Who counts as a "non-UK resident" for the SDLT surcharge?
HMRC's SDLT residency test is purely time-based: you're non-resident if you spent fewer than 183 days in the UK in the 12 months before completion. It is NOT the same as the Statutory Residence Test used for Income Tax. The day count is calendar-day based - any part-day in the UK counts as one day. The +2% surcharge has applied since 1 April 2021.
Can I claim the surcharge back if I move to the UK after completion?

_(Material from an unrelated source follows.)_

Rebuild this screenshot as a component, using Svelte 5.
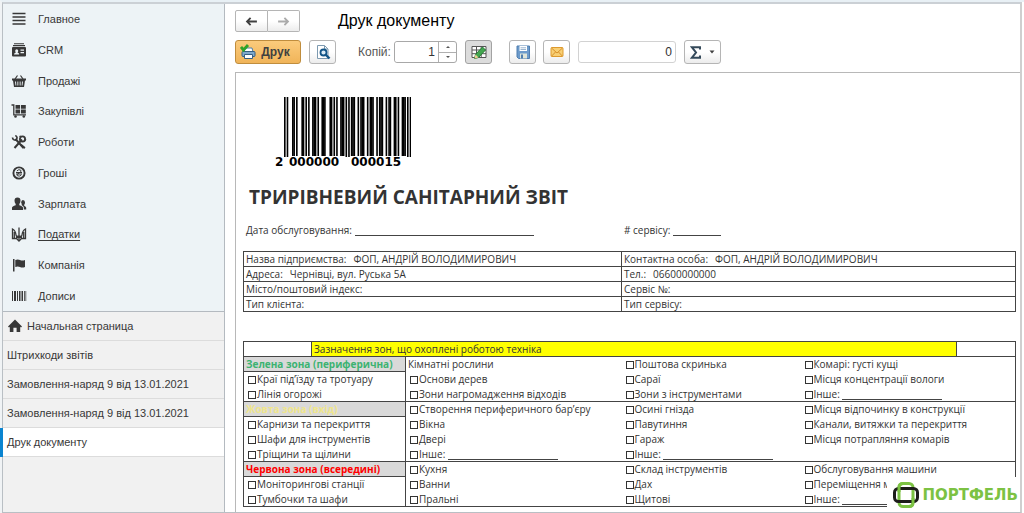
<script lang="ts">
  type Cell = { text: string; check?: boolean; line?: "long" | "short"; tone?: string };

  const sections = [
    { icon: "menu", label: "Главное" },
    { icon: "crm", label: "CRM" },
    { icon: "basket", label: "Продажі" },
    { icon: "cart", label: "Закупівлі" },
    { icon: "tools", label: "Роботи" },
    { icon: "money", label: "Гроші" },
    { icon: "people", label: "Зарплата" },
    { icon: "trident", label: "Податки", hovered: true },
    { icon: "flag", label: "Компанія" },
    { icon: "barcode", label: "Дописи" },
  ];

  const tabs = [
    { label: "Начальная страница", home: true },
    { label: "Штрихкоди звітів" },
    { label: "Замовлення-наряд 9 від 13.01.2021" },
    { label: "Замовлення-наряд 9 від 13.01.2021" },
    { label: "Друк документу", active: true },
  ];

  const details = [
    ["Назва підприємства:", "ФОП, АНДРІЙ ВОЛОДИМИРОВИЧ", "Контактна особа:", "ФОП, АНДРІЙ ВОЛОДИМИРОВИЧ"],
    ["Адреса:", "Чернівці, вул. Руська 5А", "Тел.:", "06600000000"],
    ["Місто/поштовий індекс:", "", "Сервіс №:", ""],
    ["Тип клієнта:", "", "Тип сервісу:", ""],
  ];

  const box = (text: string, line?: "long" | "short"): Cell => ({ text, check: true, line });

  const zones: Cell[][][] = [
    [
      [{ text: "Зелена зона (периферична)", tone: "green" }, { text: "Кімнатні рослини" }, box("Поштова скринька"), box("Комарі: густі кущі")],
      [box("Краї під’їзду та тротуару"), box("Основи дерев"), box("Сараї"), box("Місця концентрації вологи")],
      [box("Лінія огорожі"), box("Зони нагромадження відходів"), box("Зони з інструментами"), box("Інше:", "short")],
    ],
    [
      [{ text: "Жовта зона (вхід)", tone: "yellow" }, box("Створення периферичного бар’єру"), box("Осині гнізда"), box("Місця відпочинку в конструкції")],
      [box("Карнизи та перекриття"), box("Вікна"), box("Павутиння"), box("Канали, витяжки та перекриття")],
      [box("Шафи для інструментів"), box("Двері"), box("Гараж"), box("Місця потрапляння комарів")],
      [box("Тріщини та щілини"), box("Інше:", "long"), box("Інше:", "long"), { text: "" }],
    ],
    [
      [{ text: "Червона зона (всередині)", tone: "red" }, box("Кухня"), box("Склад інструментів"), box("Обслуговування машини")],
      [box("Моніторингові станції"), box("Ванни"), box("Дах"), box("Переміщення м")],
      [box("Тумбочки та шафи"), box("Пральні"), box("Щитові"), box("Інше:", "short")],
    ],
  ];

  // EAN-13
  const L = ["0001101", "0011001", "0010011", "0111101", "0100011", "0110001", "0101111", "0111011", "0110111", "0001011"];
  const invert = (s: string) => [...s].map((c) => (c === "1" ? "0" : "1")).join("");
  const reverse = (s: string) => [...s].reverse().join("");
  const PARITY = ["LLLLLL", "LLGLGG", "LLGGLG", "LLGGGL", "LGLLGG", "LGGLLG", "LGGGLL", "LGLGLG", "LGLGGL", "LGGLGL"];

  function ean13(code: string) {
    const parity = PARITY[+code[0]];
    const left = [...code.slice(1, 7)].map((d, i) => (parity[i] === "L" ? L[+d] : reverse(invert(L[+d]))));
    const right = [...code.slice(7)].map((d) => invert(L[+d]));
    return "101" + left.join("") + "01010" + right.join("") + "101";
  }

  const bars = [...ean13("2000000000015")]
    .map((bit, x) => ({ on: bit === "1", x, guard: x < 3 || x > 91 || (x > 44 && x < 50) }))
    .filter((bar) => bar.on);

  let copies = $state(1);
</script>

{#snippet icon(name: string)}
  <svg class="icon" viewBox="0 0 16 16" aria-hidden="true">
    {#if name === "menu"}
      <path d="M1.500 2.500h13M1.500 6h13M1.500 9.500h13M1.500 13h13" stroke="currentColor" stroke-width="1.500" />
    {:else if name === "crm"}
      <path d="M3 1.200h10v1H3zM2 3h12v1.200H2z" />
      <path fill-rule="evenodd" d="M2 5h12q1 0 1 1v7.500q0 1-1 1H2q-1 0-1-1V6q0-1 1-1zm1 7.500h5.200q0-1.700-1.700-2 .7-.7.7-1.800 0-1.500-1.500-1.500T4.200 8.700q0 1.100.7 1.800-1.900.3-1.900 2zM9.500 7.500v1.200H13V7.500zm0 2.500v1.200H13V10z" />
    {:else if name === "basket"}
      <path d="M4 6l2.500-3.500M12 6L9.500 2.500" stroke="currentColor" stroke-width="1.200" />
      <path fill-rule="evenodd" d="M1 5.500h14v2h-1L13 14H3L2 7.500H1zm3 3l.5 4h.8l-.3-4zm2.400 0v4h.9v-4zm2.300 0v4h.9v-4zm2.300 0l-.3 4h.8l.5-4z" />
    {:else if name === "cart"}
      <path d="M.5 2h2.300v9.800H15" fill="none" stroke="currentColor" stroke-width="1.300" />
      <path d="M4.500 2h4.600v3.800H4.500zM10 2h4.800v3.800H10zM4.500 6.600h4.600v3.800H4.500zM10 6.600h4.800v3.800H10z" />
      <circle cx="4.500" cy="13.500" r="1.300" /><circle cx="12.800" cy="13.500" r="1.300" />
    {:else if name === "tools"}
      <path d="M4.500 5l8 9M11 5.500L3.500 14" stroke="currentColor" stroke-width="2" />
      <path d="M1.500 3.500Q1.800 6 4.200 6.200 6.300 5.500 6 3.200 5.500 1.800 4.200 1.700" fill="none" stroke="currentColor" stroke-width="1.600" />
      <circle cx="11.500" cy="5" r="2.600" fill="none" stroke="currentColor" stroke-width="1.800" />
      <path d="M8 2l2.200-.5-.8 2.500zM13 5l2.500.5-1.300 1.600zM10.500 10l4 3.200-1.300 1.700-4-3.500z" />
    {:else if name === "money"}
      <circle cx="8" cy="8" r="5.600" fill="none" stroke="currentColor" stroke-width="1.900" />
      <path d="M5.800 6q2-2.200 4-.8 1.100 1.500-1.800 2.800-2.900 1.500-1.700 2.700 2.200 1.200 4-.8M5 7.500h6M5 9h6" fill="none" stroke="currentColor" />
    {:else if name === "people"}
      <path d="M6.500 1.500q3 0 3 3.300 0 2-1.200 3.200v1.300q3.700 1 3.700 2.500V14H1v-2.200q0-1.500 3.700-2.500V8Q3.500 6.800 3.500 4.800q0-3.300 3-3.300z" />
      <path d="M12 4q2 0 2 2.500 0 1.500-.8 2.300v1q2 .8 2 2V13.500h-2.400v-2q0-1.500-2.300-2.500.5-.5.200-1.300Q10 7 10.200 6 10.500 4 12 4z" />
    {:else if name === "trident"}
      <path d="M1.500 3v9.500h4l2.500 2.500 2.500-2.500h4V3Q11.500 4.500 11 9q-.3 2.500-3 2.500T5 9Q4.500 4.500 1.500 3zM8 1.500v12M3.300 6v6M12.700 6v6M5.500 12.500Q5.500 10 8 10t2.500 2.500" fill="none" stroke="currentColor" stroke-width="1.300" />
    {:else if name === "flag"}
      <path d="M2 2h1.500v12.500H2zM4.300 3q2.500-1 4.700 0t5 0v7q-2.800 1-5 0t-4.700 0z" />
    {:else if name === "barcode"}
      <path d="M1 3h1v10H1zM3 3h2v10H3zM6 3h1v10H6zM8 3h1.500v10H8zM10.500 3H12v10h-1.500zM13 3h.8v10H13zM14.500 3h.7v10h-.7z" />
    {:else if name === "home"}
      <path d="M8 1.500L15 8.500l-1 1-.8-.7V14H9.600v-4.300H6.400V14H2.800V8.800L2 9.500l-1-1z" />
    {/if}
  </svg>
{/snippet}

{#snippet cellBody(cell: Cell)}
  {#if cell.check}
    <label><input type="checkbox" />{cell.text}</label>
    {#if cell.line}<span class="blank {cell.line}"></span>{/if}
  {:else}
    {cell.text}
  {/if}
{/snippet}

<div class="page">
  <div class="window">
    <aside>
      <nav class="sections">
        {#each sections as section}
          <a href="#{section.icon}" class:hovered={section.hovered}>
            {@render icon(section.icon)}
            <span>{section.label}</span>
          </a>
        {/each}
      </nav>
      <nav class="tabs">
        {#each tabs as tab}
          <a href="#tab" class:active={tab.active}>
            {#if tab.home}{@render icon("home")}{/if}
            <span>{tab.label}</span>
          </a>
        {/each}
      </nav>
    </aside>

    <main>
      <header>
        <div class="history">
          <button aria-label="Назад">
            <svg viewBox="0 0 14 10" aria-hidden="true"><path d="M13 5H2M6 1L2 5l4 4" fill="none" stroke="currentColor" stroke-width="2" /></svg>
          </button>
          <button aria-label="Вперед" disabled>
            <svg viewBox="0 0 14 10" aria-hidden="true"><path d="M1 5h11M8 1l4 4-4 4" fill="none" stroke="currentColor" stroke-width="2" /></svg>
          </button>
        </div>
        <h1>Друк документу</h1>
      </header>

      <div class="toolbar">
        <button class="print">
          <svg class="glyph" viewBox="0 0 16 16" aria-hidden="true">
            <path d="M5 4h7l1 4H4z" fill="#fff" stroke="#4d7fa6" />
            <rect x="2" y="7.500" width="13" height="5" rx="1" fill="#7fa9cc" stroke="#365f84" />
            <path d="M4.500 10.500h8v4h-8z" fill="#fff" stroke="#365f84" />
            <path d="M1 3l2.500 3L8 1" fill="none" stroke="#2fa32b" stroke-width="2.800" />
          </svg>
          Друк
        </button>
        <button class="tool preview" aria-label="Перегляд">
          <svg class="glyph" viewBox="0 0 16 16" aria-hidden="true">
            <path d="M2.500 1.500h7l3.500 3.500v9.500H2.500z" fill="#fff" stroke="#7d9ab0" />
            <path d="M9.500 1.500V5H13" fill="none" stroke="#7d9ab0" />
            <circle cx="8.500" cy="8.500" r="3" fill="#dcecf7" stroke="#135588" stroke-width="1.800" />
            <path d="M10.500 10.500l4 4" stroke="#135588" stroke-width="2.400" />
          </svg>
        </button>
        <label class="copies-label" for="copies">Копій:</label>
        <div class="spinner">
          <input id="copies" type="text" bind:value={copies} />
          <div class="steps">
            <button aria-label="Більше" onclick={() => (copies += 1)}></button>
            <button class="down" aria-label="Менше" onclick={() => (copies -= 1)}></button>
          </div>
        </div>
        <button class="tool pressed" aria-label="Редагування">
          <svg class="glyph" viewBox="0 0 16 16" aria-hidden="true">
            <path d="M1 2.500h14v11H1zM1 6h14M1 9.700h14M5.500 2.500v11M10.200 2.500v11" fill="#fff" stroke="#555" />
            <path d="M3.500 14.500l1-4 7-7.500 3 3-7 7.500z" fill="#43a650" stroke="#277c34" />
            <path d="M3.500 14.500l1-4 3 3z" fill="#f0cd91" />
          </svg>
        </button>
        <button class="tool save" aria-label="Зберегти">
          <svg class="glyph" viewBox="0 0 16 16" aria-hidden="true">
            <path d="M2 2h12.500v12.500H3.500L2 13z" fill="#6d9bcb" stroke="#4f7eb0" />
            <path d="M4.500 2h7.500v5H4.500z" fill="#fff" />
            <path d="M5.500 3.800h5.500M5.500 5.500h5.500" stroke="#9ab4cf" />
            <path d="M5 9.500h7v5H5z" fill="#dfe5d9" />
            <path d="M6 10.500h2v4H6z" fill="#4f7eb0" />
          </svg>
        </button>
        <button class="tool" aria-label="Надіслати">
          <svg class="glyph" viewBox="0 0 16 16" aria-hidden="true">
            <rect x="2" y="3.500" width="12" height="9" rx="1" fill="#f8cf74" stroke="#dd9a2e" />
            <path d="M2.500 4l5.500 5 5.500-5M2.500 12.200L6.500 8M13.500 12.200L9.500 8" fill="none" stroke="#d8922a" />
          </svg>
        </button>
        <input class="total" type="text" value="0" aria-label="Сума" />
        <button class="sum" aria-label="Підсумок">
          <svg class="sigma" viewBox="0 0 11 13" aria-hidden="true"><path d="M10 3.500V1.200H1.800L6 6.500l-4.200 5.300H10V9.500" fill="none" stroke="currentColor" stroke-width="2" /></svg>
          <svg class="caret" viewBox="0 0 6 4" aria-hidden="true"><path d="M.5.500h5L3 3.500z" /></svg>
        </button>
      </div>

      <article>
        <figure>
          <svg class="ean" viewBox="0 0 95 60" preserveAspectRatio="none" aria-hidden="true">
            {#each bars as bar}
              <rect x={bar.x} y="0" width="1.200" height={bar.guard ? 60 : 59} />
            {/each}
          </svg>
          <figcaption><span>2</span><span>000000</span><span>000015</span></figcaption>
        </figure>

        <h2>ТРИРІВНЕВИЙ САНІТАРНИЙ ЗВІТ</h2>

        <div class="meta">
          <p>Дата обслуговування: <span class="blank date"></span></p>
          <p># сервісу: <span class="blank number"></span></p>
        </div>

        <table class="details">
          <colgroup><col class="client" /><col class="contact" /></colgroup>
          <tbody>
            {#each details as [label, value, label2, value2]}
              <tr>
                <td>{label}<span>{value}</span></td>
                <td>{label2}<span>{value2}</span></td>
              </tr>
            {/each}
          </tbody>
        </table>

        <table class="zones">
          <colgroup>
            <col class="a" /><col class="b" /><col class="c" /><col class="d" /><col class="e" /><col class="f" />
          </colgroup>
          <thead>
            <tr>
              <td></td>
              <th colspan="4">Зазначення зон, що охоплені роботою техніка</th>
              <td></td>
            </tr>
          </thead>
          {#each zones as rows}
            <tbody>
              {#each rows as [first, second, third, fourth]}
                <tr>
                  <td colspan="2" class="zone {first.tone ?? ''}">{@render cellBody(first)}</td>
                  <td>{@render cellBody(second)}</td>
                  <td>{@render cellBody(third)}</td>
                  <td colspan="2">{@render cellBody(fourth)}</td>
                </tr>
              {/each}
            </tbody>
          {/each}
        </table>

        <div class="brand">
          <svg viewBox="0 0 26 26" aria-hidden="true">
            <rect x="6" y="1.500" width="14" height="23" rx="4" fill="none" stroke="#7cc243" stroke-width="3" />
            <rect x="1.500" y="6.500" width="23" height="13" rx="4" fill="none" stroke="#1d1d1b" stroke-width="3" />
            <path d="M6 10V5.500q0-4 4-4h6M20 16v4.500q0 4-4 4h-6" fill="none" stroke="#7cc243" stroke-width="3" />
          </svg>
          <span>ПОРТФЕЛЬ</span>
        </div>
      </article>
    </main>
  </div>
</div>

<style>
  :global(body) {
    background: #fff;
    color: #404040;
    font-family: "Liberation Sans", Arial, sans-serif;
    font-size: 12px;
  }

  .page {
    border-left: 2px solid #f0f3f5;
    border-top: 2px solid #e8f0f5;
    padding-right: 2px;
  }

  .window {
    border: 1px solid #b9bfc4;
    border-right: 2px solid #cfcfcf;
    border-top: 2px solid #cbd0d5;
    box-sizing: border-box;
    display: grid;
    grid-template-columns: 222px 1fr;
    min-height: calc(100vh - 3px);
  }

  aside {
    background: #f1f1f1;
    border-right: 1px solid #b4bac0;
    box-sizing: border-box;
    color: #383838;
    font-size: 11px;
  }

  a {
    color: inherit;
    text-decoration: none;
  }

  .sections {
    background: #edf3f6;
    border-bottom: 1px solid #b4bac0;
    display: flex;
    flex-direction: column;
    height: 307px;
  }

  .sections a {
    align-items: center;
    display: flex;
    flex: 1;
    gap: 11px;
    padding-left: 8px;
  }

  .sections .hovered span {
    text-decoration: underline;
    text-underline-offset: 2px;
  }

  .icon {
    fill: currentColor;
    height: 16px;
    width: 16px;
  }

  .tabs a {
    align-items: center;
    border-bottom: 1px solid #dcdcdc;
    display: flex;
    gap: 4px;
    height: 28px;
    padding-left: 4px;
  }

  .tabs .active {
    background: #fff;
    box-shadow: -3px 0 #0a84d0;
  }

  main {
    background: #fff;
    min-width: 0;
    padding: 6px 0 0 10px;
  }

  header {
    align-items: center;
    display: flex;
    gap: 38px;
    margin-bottom: 8px;
  }

  h1 {
    color: #000;
    font-size: 16px;
    font-weight: 400;
    line-height: 22px;
    margin: 0;
  }

  button {
    align-items: center;
    background: linear-gradient(#fff 50%, #ececec);
    border: 1px solid #b5b5b5;
    border-radius: 3px;
    box-sizing: border-box;
    color: #404040;
    display: flex;
    font: inherit;
    justify-content: center;
    padding: 0;
  }

  .history {
    display: flex;
  }

  .history button {
    border-radius: 2px 0 0 2px;
    height: 22px;
    width: 33px;
  }

  .history button + button {
    border-left: 0;
    border-radius: 0 2px 2px 0;
    color: #ababab;
    width: 32px;
  }

  .history svg {
    height: 9px;
    width: 13px;
  }

  .toolbar {
    align-items: center;
    display: flex;
    margin-bottom: 8px;
  }

  .toolbar > button {
    height: 24px;
  }

  .toolbar .print {
    background: linear-gradient(#fbcb7c, #f0b459);
    border-color: #c08d3d;
    font-weight: 700;
    gap: 5px;
    padding-right: 6px;
    width: 66px;
  }

  .glyph {
    height: 16px;
    width: 16px;
  }

  .tool {
    width: 27px;
  }

  .preview {
    margin-left: 8px;
  }

  .copies-label {
    color: #555;
    margin-left: 22px;
    width: 36px;
  }

  input[type="text"] {
    background: #fff;
    border: 1px solid #b0b0b0;
    border-radius: 3px;
    box-sizing: border-box;
    color: #333;
    font: inherit;
    height: 22px;
    padding: 0 3px;
    text-align: right;
  }

  .spinner {
    border: 1px solid #a8a8a8;
    border-radius: 3px;
    box-sizing: border-box;
    display: flex;
    height: 22px;
    width: 63px;
  }

  .spinner input[type="text"] {
    border: 0;
    flex: 1;
    height: 20px;
    min-width: 0;
  }

  .steps {
    border-left: 1px solid #b0b0b0;
    display: flex;
    flex-direction: column;
    width: 17px;
  }

  .steps button {
    background: none;
    border: 0;
    border-radius: 0;
    flex: 1;
  }

  .steps button::after {
    border: 2px solid transparent;
    border-bottom-color: #555;
    border-top: 0;
    content: "";
  }

  .steps .down {
    border-top: 1px solid #b0b0b0;
  }

  .steps .down::after {
    border: 2px solid transparent;
    border-bottom: 0;
    border-top-color: #555;
  }

  .pressed {
    background: #dcdcdc;
    border-color: #a3a3a3;
    margin-left: 8px;
  }

  .save {
    margin: 0 7px 0 17px;
  }

  .toolbar .total {
    border-color: #d2d2d2;
    margin: 0 8px;
    width: 98px;
  }

  .sum {
    gap: 8px;
    width: 37px;
  }

  .sigma {
    color: #34495a;
    height: 13px;
    width: 11px;
  }

  .caret {
    fill: #404040;
    height: 4px;
    width: 6px;
  }

  article {
    border: 1px solid #b8b8b8;
    border-bottom: 0;
    border-right: 0;
    color: #333;
    font-family: "Open Sans", sans-serif;
    font-size: 10px;
    line-height: 14px;
    padding: 24px 5px 5px 7px;
    position: relative;
  }

  figure {
    margin: 0 0 0 32px;
    width: 136px;
  }

  .ean {
    display: block;
    fill: #000;
    height: 60px;
    margin-left: 9px;
    width: 127px;
  }

  figcaption {
    color: #000;
    display: grid;
    font-family: "DejaVu Sans", sans-serif;
    font-size: 12px;
    font-weight: 700;
    grid-template-columns: 14px 62px 1fr;
    line-height: 10px;
  }

  h2 {
    color: #333;
    font-size: 19px;
    font-weight: 700;
    line-height: 28px;
    margin: 16px 0 12px 6px;
  }

  .meta {
    display: grid;
    grid-template-columns: 378px 1fr;
    margin-bottom: 14px;
    padding-left: 3px;
  }

  p {
    margin: 0;
  }

  .blank {
    border-bottom: 1px solid #444;
    display: inline-block;
    height: 10px;
    vertical-align: -2px;
  }

  .date {
    width: 179px;
  }

  .number {
    width: 48px;
  }

  .long {
    width: 110px;
  }

  .short {
    width: 100px;
  }

  table {
    border: 1px solid #444;
    border-collapse: collapse;
    table-layout: fixed;
    width: 100%;
  }

  td,
  th {
    box-sizing: border-box;
    height: 15px;
    line-height: 14px;
    padding: 0 0 0 2px;
    text-align: left;
    white-space: nowrap;
  }

  .details {
    margin-bottom: 29px;
  }

  .details td {
    border: 1px solid #444;
  }

  .details span {
    margin-left: 7px;
  }

  .client {
    width: 378px;
  }

  .contact {
    width: 394px;
  }

  .a {
    width: 68px;
  }

  .b {
    width: 94px;
  }

  .c {
    width: 216px;
  }

  .d {
    width: 179px;
  }

  .e {
    width: 156px;
  }

  .f {
    width: 59px;
  }

  thead td,
  th {
    border: 1px solid #444;
    font-weight: 400;
  }

  th {
    background: #ff0;
  }

  tbody {
    border-bottom: 1px solid #444;
  }

  .zone {
    border-right: 1px solid #444;
  }

  .green,
  .yellow,
  .red {
    background: #d9d9d9;
    border: 1px solid #444;
    font-weight: 700;
  }

  .green {
    color: #3cb371;
  }

  .yellow {
    color: #f0e68c;
  }

  .red {
    color: #f00;
  }

  input[type="checkbox"] {
    appearance: none;
    background: #fff;
    border: 1px solid #333;
    box-sizing: border-box;
    height: 8px;
    margin: 0 1px 0 2px;
    vertical-align: -1px;
    width: 8px;
  }

  /* sits over the corner of the printed form */
  .brand {
    align-items: center;
    background: #fff;
    bottom: 4px;
    display: flex;
    gap: 3px;
    padding: 5px 2px 0 6px;
    position: absolute;
    right: 0;
  }

  .brand svg {
    height: 26px;
    width: 26px;
  }

  .brand span {
    color: #7cc243;
    font-family: "DejaVu Sans", sans-serif;
    font-size: 15px;
    font-weight: 700;
  }
</style>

Yes. If you spend at least 183 days in the UK in any continuous 365-day period that includes the year of completion (or the year before), you can reclaim the +2% surcharge from HMRC. Claims are made by amending the SDLT return within 2 years of completion. Many non-resident buyers planning to move to the UK pay the surcharge upfront and reclaim once the day count is satisfied.
What happens if I'm also buying an additional property as a non-resident?
The two surcharges stack additively: standard SDLT + 5% additional-property surcharge + 2% non-resident surcharge = standard + 7% on every band. At £1,250,000 a non-resident buying an additional property pays £156,250 - the highest SDLT exposure of any buyer combination.